Le geste cinématographique, cet acte de l’émancipation foncièrement esthétique, se passe aussi hors de l’écran. Dans l’avant-dernier plan du film, quelques hypothèses de résolutions sont ouvertes : « Retrouver de la capacité d’agir » et « Soulever du soutien et de la détermination ». Quelques lumières en note de fin. Mais saurons-nous les attraper ? Tout le film accumule des plans de mains comme un conseil. Elles sont partout, tout le temps, omniprésentes… Des mains, beaucoup de mains, actives et passives, des mains de l’école Bresson ? De l’école Farocki ? Un mélange des deux sans doute – une caresse aussi pure qu’explicite.
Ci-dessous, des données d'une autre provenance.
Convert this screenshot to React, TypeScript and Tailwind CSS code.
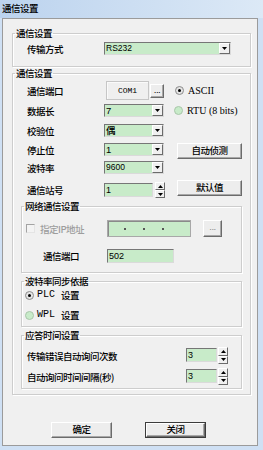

Un frôlement de vérité comme un appel aux génies merveilleux que les réalisations de ces deux derniers ont su offrir. Les mains du film vont dans la terre, elles placent des bijoux sur les lobes, elles tâtent les touches du piano, elles se serrent entre elles pour remonter la pente et préparer l’affrontement, puis elles déplacent la tour en A4, laissant les fous aller ailleurs, dans les bureaux aliénants ou les métros de routines fades, mais quoiqu’il en soit bien loin, bien bien loin de ces nouveaux lieux autonomes et solidaires que l’ennemi tentera de nous faire fuir. Nous dispatcher à coups de grenades et éparpiller les lanceurs de pierres comme il l’a fait pour les lanceurs d’alertes, voilà son but. Il y mettra de la force – des forces de l’ordre. Et il nous mettra des claques s’il le faut. Mais malheureusement pour lui, Cailleau et Russell l’ont déjà fait. Un chef-d’œuvre plein de mains ou l’écho à notre titre bien trouvé. Et maintenant, place à la suite… Une sortie ou une issue ? Non. Une action.

Direct Action de Guillaume Cailleau et Ben Russell, prochainement au cinéma.